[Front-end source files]
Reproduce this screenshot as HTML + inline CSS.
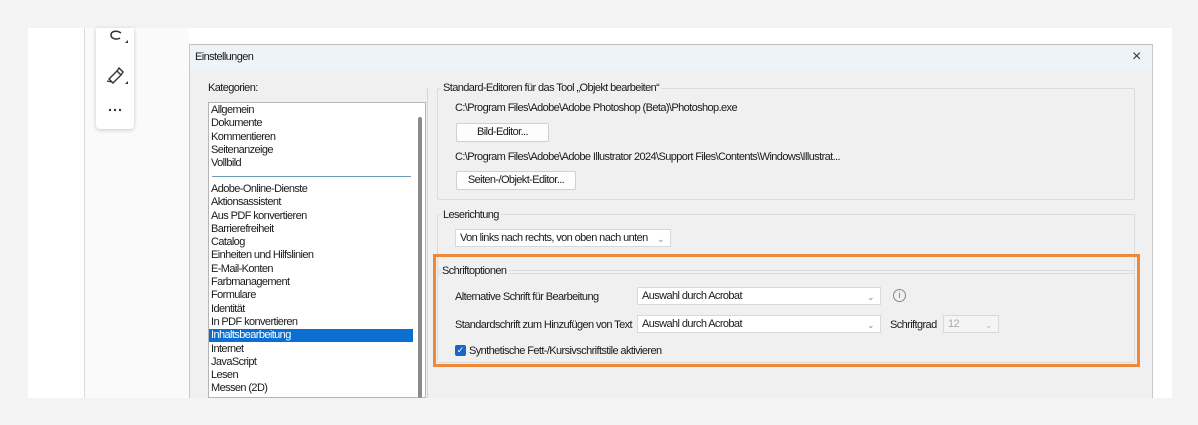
<!DOCTYPE html>
<html><head><meta charset="utf-8"><style>
*{margin:0;padding:0;box-sizing:border-box}
body{width:1198px;height:425px;background:#f3f3f3;position:relative;overflow:hidden;font-family:"Liberation Sans",Arial,sans-serif;font-size:11px;color:#1a1a1a;letter-spacing:-0.6px}
.a{position:absolute;white-space:nowrap}
.btn{position:absolute;background:#fdfdfd;border:1px solid #d0d0d0;border-radius:2px;text-align:center;line-height:17px}
.sel{position:absolute;background:#fff;border:1px solid #d9d9d9;line-height:16px;padding-left:4px}
.sel .ch{position:absolute;right:6px;top:1px;color:#888;font-size:9px}
.grp{position:absolute;border:1px solid #dcdcdc;border-radius:2px}
</style></head><body>
<div class="a" style="left:28px;top:28px;width:1144px;height:370px;background:#fff"></div>
<div class="a" style="left:84px;top:28px;width:1px;height:370px;background:#dcdcdc"></div>
<div class="a" style="left:85px;top:28px;width:104px;height:370px;background:#fafafa"></div>
<div class="a" style="left:96px;top:28px;width:38px;height:101px;background:#fff;border-radius:0 0 4px 4px;box-shadow:0 1px 4px rgba(0,0,0,.2)"></div>
<svg class="a" style="left:104px;top:28px" width="24" height="96" viewBox="0 0 24 96">
<path d="M17 5 C13 2 7 3 7 7 C7 11 13 12 16 10" fill="none" stroke="#333" stroke-width="1.5"/>
<path d="M21 15 l3 -3 v3z" fill="#333"/>
<path d="M5 51 l8 -8 l4 4 l-8 8 z M13 43 l2 -3 l4 4 l-2 3" fill="none" stroke="#333" stroke-width="1.4"/>
<path d="M3 53 l5 1" stroke="#333" stroke-width="1.4"/>
<path d="M21 56 l3 -3 v3z" fill="#333"/>
<circle cx="6" cy="82" r="1.2" fill="#333"/><circle cx="11" cy="82" r="1.2" fill="#333"/><circle cx="16" cy="82" r="1.2" fill="#333"/>
</svg>
<div class="a" style="left:189px;top:44px;width:964px;height:354px;background:#f0f0f0;border-left:1px solid #c8c8c8;border-top:1px solid #c0c0c0;border-right:1px solid #c8c8c8"></div>
<div class="a" style="left:190px;top:45px;width:962px;height:25px;background:#eef3f9"></div>
<div class="a" style="left:195px;top:51px">Einstellungen</div>
<div class="a" style="left:1132px;top:48px;font-size:16px;color:#333">×</div>
<div class="a" style="left:208px;top:82px">Kategorien:</div>
<div class="a" style="left:208px;top:102px;width:218px;height:296px;background:#fff;border:1px solid #b5b5b5"></div>
<div class="a" style="left:418px;top:117px;width:4px;height:281px;background:#8a8a8a;border-radius:2px"></div>
<div class="a" style="left:212px;top:176px;width:199px;height:1px;background:#6f9cb5"></div>
<div class="a" style="left:209px;top:329px;width:204px;height:13px;background:#0a6fd1"></div>
<div class="a" style="left:211px;top:104px;line-height:13.3px">Allgemein<br>Dokumente<br>Kommentieren<br>Seitenanzeige<br>Vollbild</div>
<div class="a" style="left:211px;top:183px;line-height:13.3px">Adobe-Online-Dienste<br>Aktionsassistent<br>Aus PDF konvertieren<br>Barrierefreiheit<br>Catalog<br>Einheiten und Hilfslinien<br>E-Mail-Konten<br>Farbmanagement<br>Formulare<br>Identität<br>In PDF konvertieren<br><span style="color:#fff">Inhaltsbearbeitung</span><br>Internet<br>JavaScript<br>Lesen<br>Messen (2D)</div>
<div class="a" style="left:427px;top:88px;width:1px;height:310px;background:#d6d6d6"></div>
<div class="grp" style="left:437px;top:88px;width:698px;height:112px"></div>
<div class="a" style="left:441px;top:82px;background:#f0f0f0;padding:0 2px">Standard-Editoren für das Tool „Objekt bearbeiten“</div>
<div class="a" style="left:455px;top:102px">C:\Program Files\Adobe\Adobe Photoshop (Beta)\Photoshop.exe</div>
<div class="btn" style="left:456px;top:123px;width:93px;height:19px">Bild-Editor...</div>
<div class="a" style="left:455px;top:151px">C:\Program Files\Adobe\Adobe Illustrator 2024\Support Files\Contents\Windows\Illustrat...</div>
<div class="btn" style="left:456px;top:171px;width:120px;height:19px">Seiten-/Objekt-Editor...</div>
<div class="grp" style="left:437px;top:214px;width:698px;height:60px"></div>
<div class="a" style="left:441px;top:209px;background:#f0f0f0;padding:0 2px">Leserichtung</div>
<div class="sel" style="left:455px;top:229px;width:216px;height:18px">Von links nach rechts, von oben nach unten<span class="ch">⌄</span></div>
<div class="grp" style="left:437px;top:270px;width:698px;height:93px"></div>
<div class="a" style="left:442px;top:265px;background:#f0f0f0;padding-right:3px">Schriftoptionen</div>
<div class="a" style="left:455px;top:291px">Alternative Schrift für Bearbeitung</div>
<div class="sel" style="left:637px;top:287px;width:244px;height:18px">Auswahl durch Acrobat<span class="ch">⌄</span></div>
<div class="a" style="left:893px;top:289px;width:13px;height:13px;border:1px solid #888;border-radius:50%;font-size:9px;text-align:center;line-height:11px;color:#777;letter-spacing:0">i</div>
<div class="a" style="left:455px;top:319px">Standardschrift zum Hinzufügen von Text</div>
<div class="sel" style="left:637px;top:315px;width:244px;height:18px">Auswahl durch Acrobat<span class="ch">⌄</span></div>
<div class="a" style="left:890px;top:319px">Schriftgrad</div>
<div class="sel" style="left:943px;top:315px;width:56px;height:18px;background:#f4f4f4;color:#aaa">12<span class="ch" style="color:#bbb">⌄</span></div>
<div class="a" style="left:455px;top:345px;width:11px;height:11px;background:#1a64c8;border-radius:2px;color:#fff;font-size:9px;line-height:11px;text-align:center;letter-spacing:0">✓</div>
<div class="a" style="left:469px;top:345px">Synthetische Fett-/Kursivschriftstile aktivieren</div>
<div class="a" style="left:433px;top:254px;width:707px;height:113px;border:3px solid #f0883a"></div>
</body></html>
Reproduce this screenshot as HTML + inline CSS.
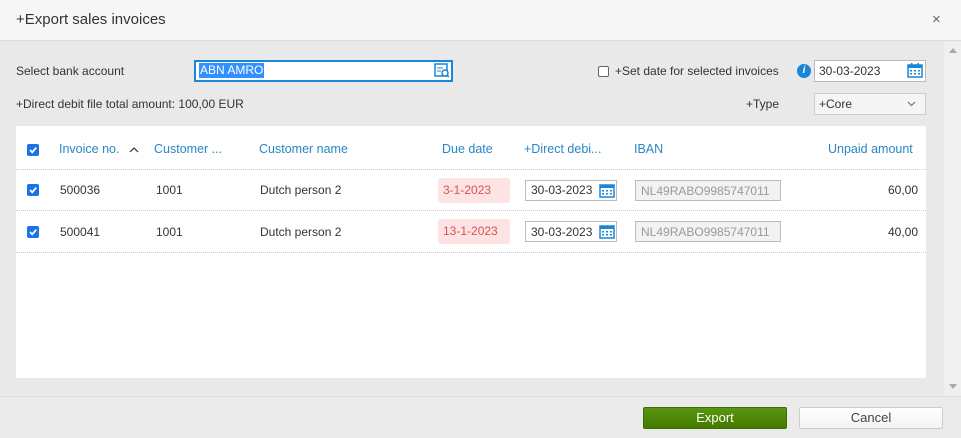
<!DOCTYPE html>
<html><head><meta charset="utf-8"><style>
*{box-sizing:border-box;margin:0;padding:0}
body{width:961px;height:438px;overflow:hidden;font-family:"Liberation Sans",sans-serif;font-size:12px;color:#333;background:#e9e9e9;position:relative}
.a{position:absolute}
.hdr{left:0;top:0;width:961px;height:41px;background:#f7f7f7;border-bottom:1px solid #ddd}
.ftr{left:0;top:396px;width:961px;height:42px;background:#ebebeb;border-top:1px solid #ddd}
.blue{color:#2a86c7;font-size:12.5px}
.chk{width:12px;height:12px;background:#1a73e8;border-radius:2px}
.chk svg{display:block}
.dl{height:1px;border-top:1px dotted #ccc;left:16px;width:910px}
.inp{background:#fff;border:1px solid #bbb}
.cal{width:16px;height:16px}
</style></head><body>
<div class="a hdr"></div>
<div class="a" style="left:16px;top:11px;font-size:15px;color:#333">+Export sales invoices</div>
<div class="a" style="left:932px;top:11px;font-size:15px;color:#666">×</div>
<div class="a" style="left:944px;top:42px;width:17px;height:354px;background:#f0f0f0"></div>
<div class="a" style="left:949px;top:48px;border:4px solid transparent;border-bottom:5px solid #aaa;border-top:0"></div>
<div class="a" style="left:949px;top:384px;border:4px solid transparent;border-top:5px solid #aaa;border-bottom:0"></div>

<div class="a" style="left:16px;top:64px">Select bank account</div>
<div class="a" style="left:194px;top:60px;width:259px;height:22px;border:2px solid #1a86d8;background:#fff"></div>
<div class="a" style="left:199px;top:63px;background:#3390ff;color:#fff;padding:0 1px;line-height:15px">ABN AMRO</div>
<svg class="a" style="left:434px;top:63px" width="16" height="15"><rect x="1" y="1" width="12" height="12" fill="none" stroke="#1a86d8" stroke-width="1.5"/><line x1="3" y1="5" x2="9" y2="5" stroke="#1a86d8"/><line x1="3" y1="8" x2="7" y2="8" stroke="#1a86d8"/><circle cx="11" cy="10" r="3" fill="#fff" stroke="#1a86d8" stroke-width="1.5"/><line x1="13" y1="12" x2="15" y2="14" stroke="#1a86d8" stroke-width="1.5"/></svg>
<div class="a" style="left:16px;top:97px">+Direct debit file total amount: 100,00 EUR</div>

<div class="a" style="left:598px;top:66px;width:11px;height:11px;border:1px solid #666;border-radius:2px;background:#fff"></div>
<div class="a" style="left:615px;top:64px">+Set date for selected invoices</div>
<div class="a" style="left:797px;top:64px;width:14px;height:14px;border-radius:50%;background:#1a86d8;color:#fff;font-size:10px;font-weight:bold;font-style:italic;text-align:center;line-height:14px">i</div>
<div class="a inp" style="left:814px;top:60px;width:112px;height:22px"></div>
<div class="a" style="left:819px;top:64px">30-03-2023</div>
<svg class="a cal" style="left:907px;top:62px" viewBox="0 0 16 16"><rect x="1" y="3" width="14" height="12" fill="#fff" stroke="#1a86d8" stroke-width="1.5"/><rect x="1" y="3" width="14" height="3" fill="#1a86d8"/><rect x="4" y="1" width="1.5" height="3" fill="#1a86d8"/><rect x="10.5" y="1" width="1.5" height="3" fill="#1a86d8"/><g fill="#1a86d8"><rect x="3" y="8" width="2" height="1.5"/><rect x="7" y="8" width="2" height="1.5"/><rect x="11" y="8" width="2" height="1.5"/><rect x="3" y="11" width="2" height="1.5"/><rect x="7" y="11" width="2" height="1.5"/><rect x="11" y="11" width="2" height="1.5"/></g></svg>
<div class="a" style="left:746px;top:97px">+Type</div>
<div class="a" style="left:814px;top:93px;width:112px;height:22px;border:1px solid #ccc;background:#f5f5f5"></div>
<div class="a" style="left:819px;top:97px">+Core</div>
<svg class="a" style="left:907px;top:101px" width="9" height="6"><path d="M1 1 L4.5 4.5 L8 1" fill="none" stroke="#666"/></svg>

<div class="a" style="left:16px;top:126px;width:910px;height:252px;background:#fff"></div>
<div class="a chk" style="left:27px;top:144px"><svg width="12" height="12"><path d="M3 6 L5.2 8.3 L9.3 3.6" fill="none" stroke="#fff" stroke-width="1.8"/></svg></div>
<div class="a blue" style="left:59px;top:142px">Invoice no.</div>
<svg class="a" style="left:129px;top:147px" width="10" height="6"><path d="M1 5 L5 1 L9 5" fill="none" stroke="#333" stroke-width="1.2"/></svg>
<div class="a blue" style="left:154px;top:142px">Customer ...</div>
<div class="a blue" style="left:259px;top:142px">Customer name</div>
<div class="a blue" style="left:442px;top:142px">Due date</div>
<div class="a blue" style="left:524px;top:142px">+Direct debi...</div>
<div class="a blue" style="left:634px;top:142px">IBAN</div>
<div class="a blue" style="left:828px;top:142px">Unpaid amount</div>
<div class="a dl" style="top:169px"></div>
<div class="a dl" style="top:210px"></div>
<div class="a dl" style="top:252px"></div>

<div class="a chk" style="left:27px;top:184px"><svg width="12" height="12"><path d="M3 6 L5.2 8.3 L9.3 3.6" fill="none" stroke="#fff" stroke-width="1.8"/></svg></div>
<div class="a" style="left:60px;top:183px">500036</div>
<div class="a" style="left:156px;top:183px">1001</div>
<div class="a" style="left:260px;top:183px">Dutch person 2</div>
<div class="a" style="left:438px;top:178px;width:72px;height:25px;background:#fde3e3;border-radius:3px;color:#d9534f;padding:5px 0 0 5px">3-1-2023</div>
<div class="a inp" style="left:525px;top:180px;width:92px;height:21px"></div>
<div class="a" style="left:531px;top:183px">30-03-2023</div>
<svg class="a cal" style="left:599px;top:182px" viewBox="0 0 16 16"><rect x="1" y="3" width="14" height="12" fill="#fff" stroke="#1a86d8" stroke-width="1.5"/><rect x="1" y="3" width="14" height="3" fill="#1a86d8"/><g fill="#1a86d8"><rect x="3" y="8" width="2" height="1.5"/><rect x="7" y="8" width="2" height="1.5"/><rect x="11" y="8" width="2" height="1.5"/><rect x="3" y="11" width="2" height="1.5"/><rect x="7" y="11" width="2" height="1.5"/><rect x="11" y="11" width="2" height="1.5"/></g></svg>
<div class="a" style="left:635px;top:180px;width:146px;height:21px;background:#f2f2f2;border:1px solid #bbb;color:#999;padding:3px 0 0 5px">NL49RABO9985747011</div>
<div class="a" style="left:880px;top:183px;width:38px;text-align:right">60,00</div>

<div class="a chk" style="left:27px;top:226px"><svg width="12" height="12"><path d="M3 6 L5.2 8.3 L9.3 3.6" fill="none" stroke="#fff" stroke-width="1.8"/></svg></div>
<div class="a" style="left:60px;top:225px">500041</div>
<div class="a" style="left:156px;top:225px">1001</div>
<div class="a" style="left:260px;top:225px">Dutch person 2</div>
<div class="a" style="left:438px;top:219px;width:72px;height:25px;background:#fde3e3;border-radius:3px;color:#d9534f;padding:5px 0 0 5px">13-1-2023</div>
<div class="a inp" style="left:525px;top:221px;width:92px;height:21px"></div>
<div class="a" style="left:531px;top:225px">30-03-2023</div>
<svg class="a cal" style="left:599px;top:223px" viewBox="0 0 16 16"><rect x="1" y="3" width="14" height="12" fill="#fff" stroke="#1a86d8" stroke-width="1.5"/><rect x="1" y="3" width="14" height="3" fill="#1a86d8"/><g fill="#1a86d8"><rect x="3" y="8" width="2" height="1.5"/><rect x="7" y="8" width="2" height="1.5"/><rect x="11" y="8" width="2" height="1.5"/><rect x="3" y="11" width="2" height="1.5"/><rect x="7" y="11" width="2" height="1.5"/><rect x="11" y="11" width="2" height="1.5"/></g></svg>
<div class="a" style="left:635px;top:221px;width:146px;height:21px;background:#f2f2f2;border:1px solid #bbb;color:#999;padding:3px 0 0 5px">NL49RABO9985747011</div>
<div class="a" style="left:880px;top:225px;width:38px;text-align:right">40,00</div>

<div class="a ftr"></div>
<div class="a" style="left:643px;top:407px;width:144px;height:22px;background:linear-gradient(#5a9610,#437a00);border:1px solid #3d6e00;border-radius:2px;color:#fff;text-align:center;line-height:20px;font-size:13px">Export</div>
<div class="a" style="left:799px;top:407px;width:144px;height:22px;background:linear-gradient(#fff,#f3f3f3);border:1px solid #ccc;border-radius:2px;color:#444;text-align:center;line-height:20px;font-size:13px">Cancel</div>
</body></html>
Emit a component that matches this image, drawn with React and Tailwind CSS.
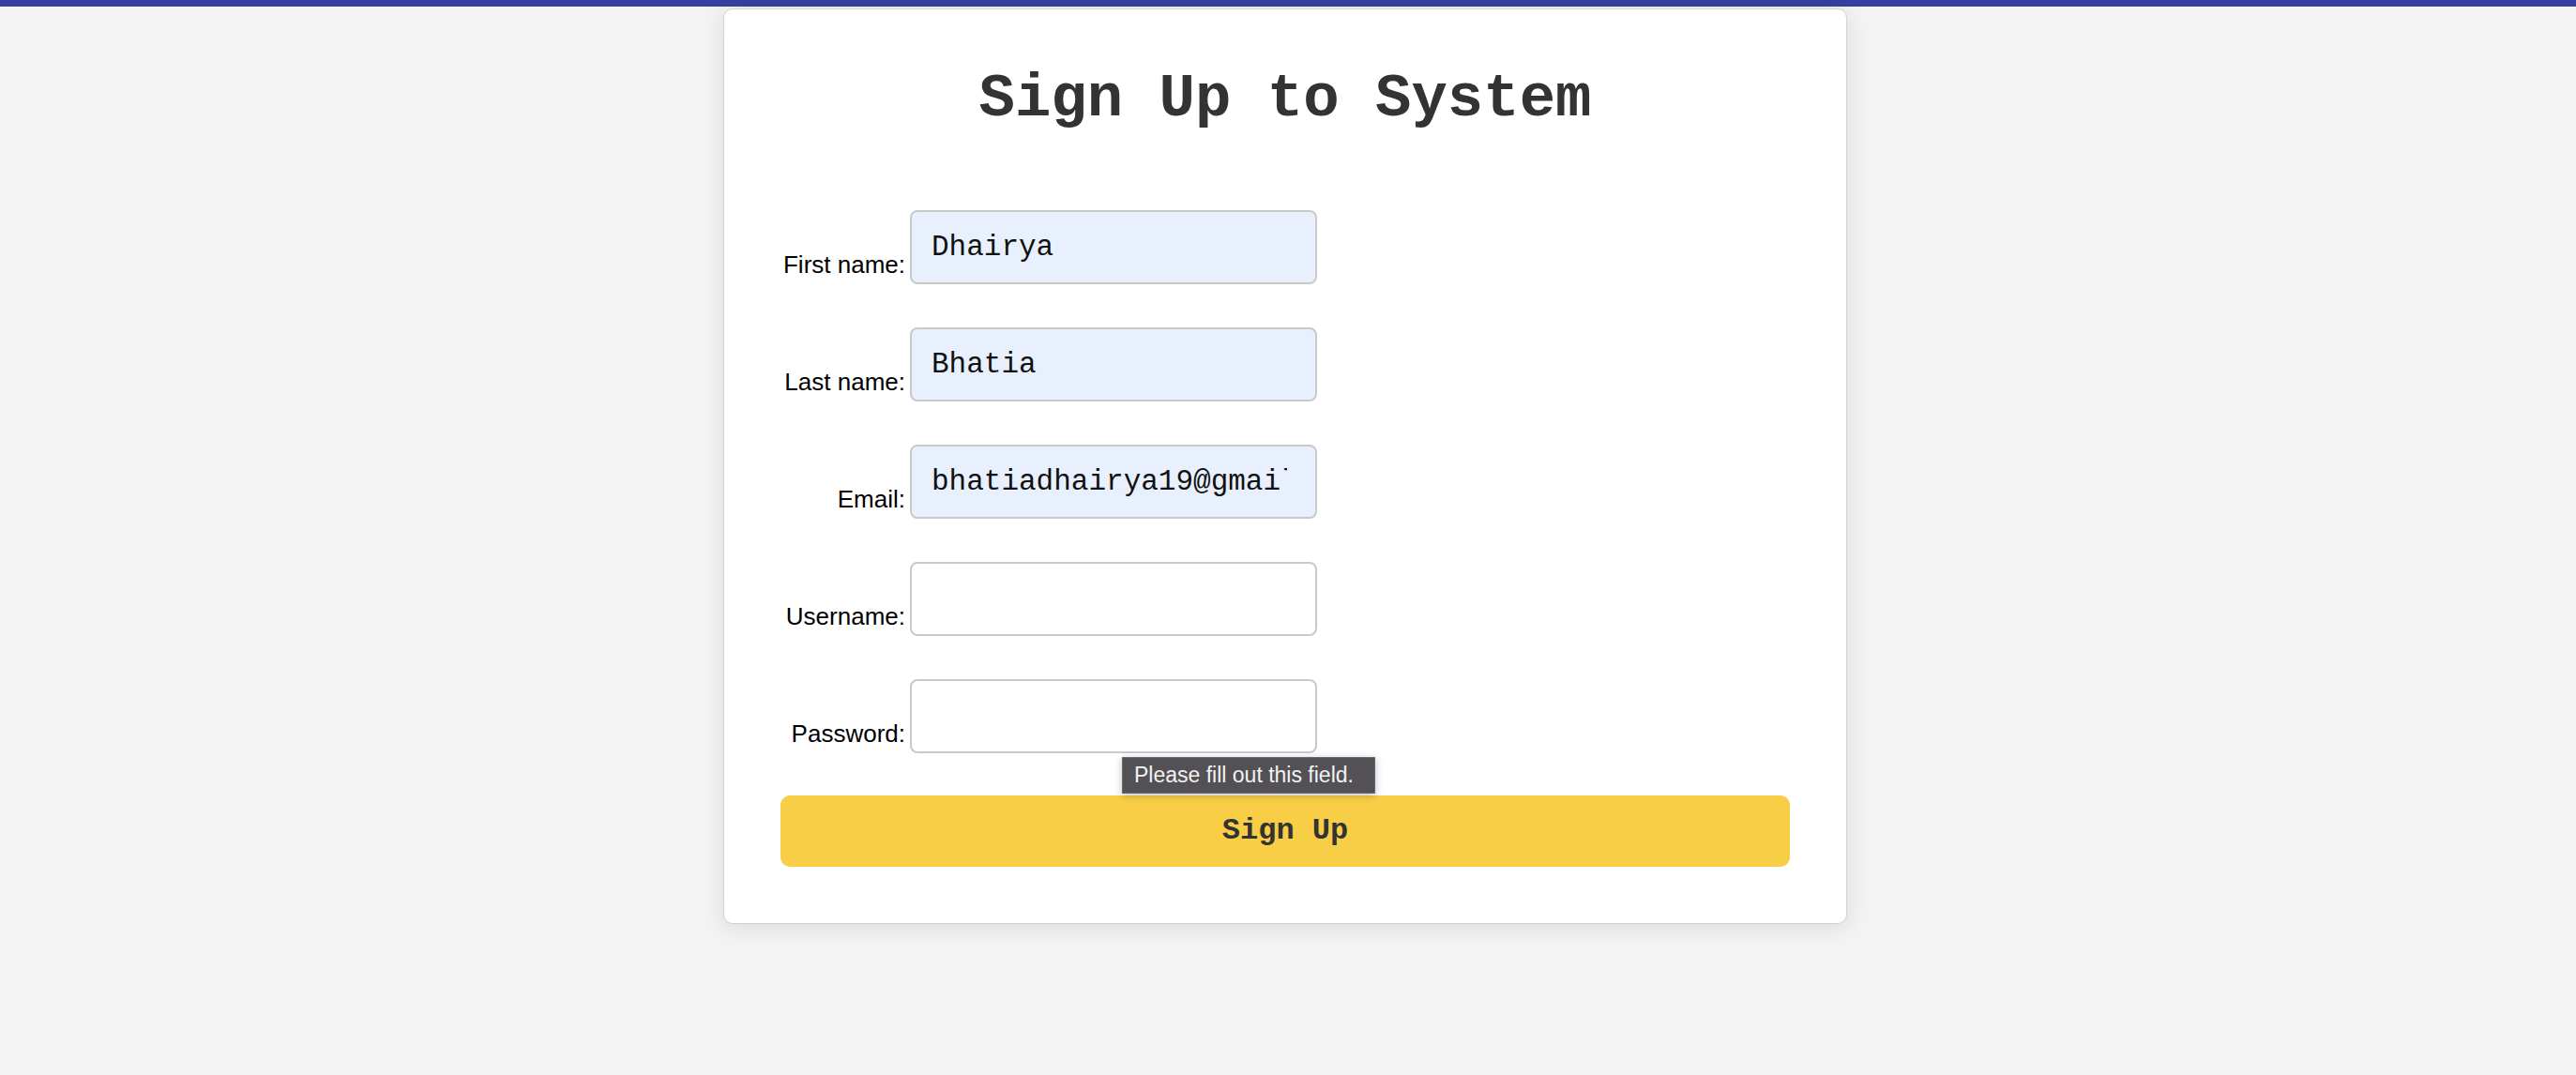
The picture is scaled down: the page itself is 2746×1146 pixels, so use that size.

YOUR GOAL |
Look through the entries above for the word "that". Copy every line where it shows up.

TASK OUTPUT |
Emit a component that matches this image, drawn with React and Tailwind CSS.
The picture is scaled down: the page itself is 2746×1146 pixels, so use that size.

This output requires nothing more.